REGISTER NOW: WEBINAR: “Wood-as-guitar: An elemental gateway to a relational life”, Tuesday 2nd September 2025 from 4.00 pm – 5.30 pm AEST by Zoom
14th August 2025
REGISTER NOW: "Wood-as-guitar: An elemental gateway to a relational life", In Conversation with Chris Gibson & Andrew Warren
Tuesday 2nd September 2025, 4.00-5.30 pm AEST,
Register at: https://bit.ly/4ituMNh
Abstract:
Wood acts as a gateway to consideration of the relationships that bind together humans, industries, and nature. Empires have risen and fallen over forests. Wood has fuelled industries, warmed bodies, built ships, and, in turn, enabled continents to be violently conquered and cities constructed. In 2014, a chance conversation with a Hawaiian elder and an invitation to travel with him to witness surviving ancient trees led Andrew Warren and Chris Gibson to a research project ‘following’ the timbers used to make guitars. Six years later, they brought their travels, archival work, and interviews across 10 countries on six continents together in a book, The Guitar: Tracing the Grain Back to the Tree (U. Chicago Press). The book is laid out as a journey—following wood from guitar to factory, factory to sawmill, sawmill to forests, and eventually to the trees—and travels historically and geographically, tracing the people, ideas, and materials of guitar making.
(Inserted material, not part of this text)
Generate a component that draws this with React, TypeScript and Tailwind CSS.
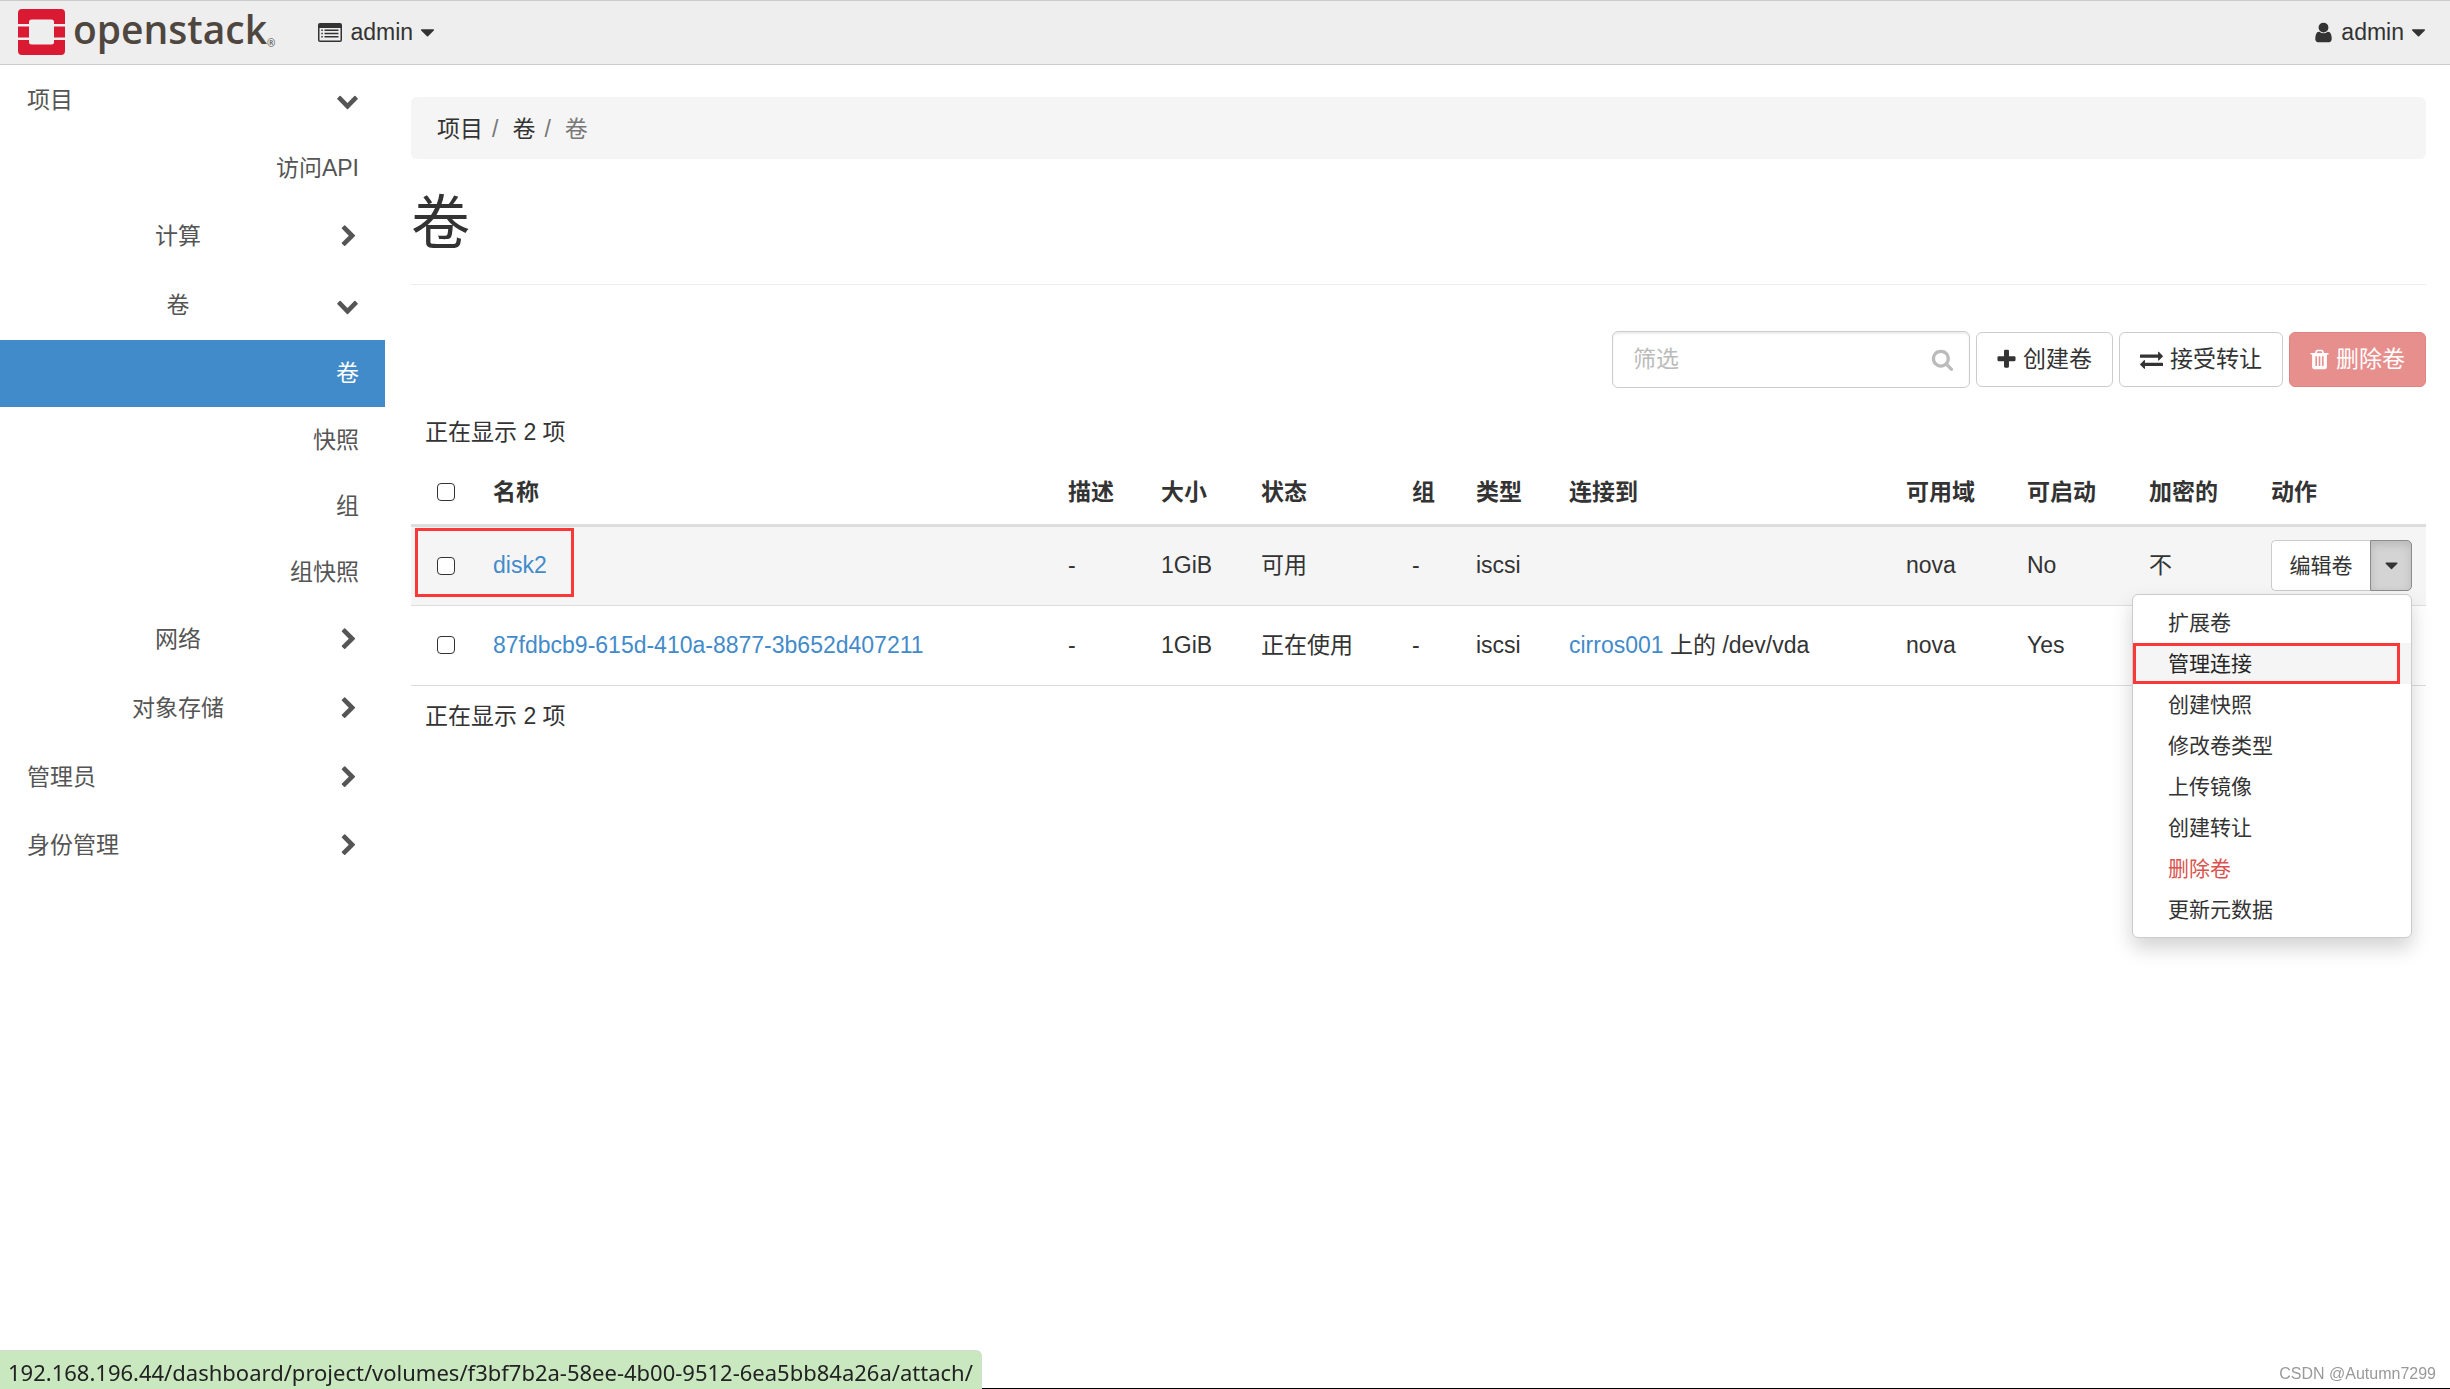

Each of the guitar woods followed has distinctive forest histories, indigenous meanings, episodes of destruction, and attempts at ecological recuperation. Amidst a lurking sense of uncertainty about a future unsettled by scarcity and impending climatic tumult, there is also an appetite for principled action among wood suppliers, guitar manufacturers, and consumers. A long-held bond between humans and forests, abused and misunderstood, still captures the imagination—a wellspring of shared experience from dwelling on Earth that we can access in contemplating better futures.